Villa
Svéa le 30 Mars 1916
Mon enfant chéri,
J’ai à l’instant ta carte du 24
venue de Cette, je n’ai plus rien reçu directement [mot illisible] à Marseille. Tu es sur le point de quitter
ce séjour ou tu as eu un peu de repos d esprit, un calme relatif, la
sécurité et me voilà replongée dans les transes et les soucis.
Ici la vie est fort agitée et ns
regrettons avec Suzie notre vie paisible et calme et reposante du vrai home.

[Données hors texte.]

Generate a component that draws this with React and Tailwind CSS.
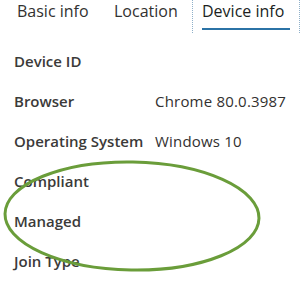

Elle me faisait la réflexion que l’intimité du home manque ici totalement. On
s’installe difficilement. Il ne fait pas très beau et on ne peut vivre au
jardin. Petite recrudescence de froid.
Na vit en souveraine ; elle a
une cour autour d’elle qui la regarde vivre, dormir, teter et prendre ses
bains. Son petit corps tout potelé est adorable et ses yeux noirs si vifs font
époque.
Je me demande si je pourrais être
longtemps ici. La maison est pleine, on sent qu’on dérange plutôt ; Axel [Busck] a du monter au second. Eliane [Houter,
la petite-fille, âgée de 10 ans, d’Axel et de Fanny Busck] couche sur un matelas par terre tout cela est ennuyeux pour nous.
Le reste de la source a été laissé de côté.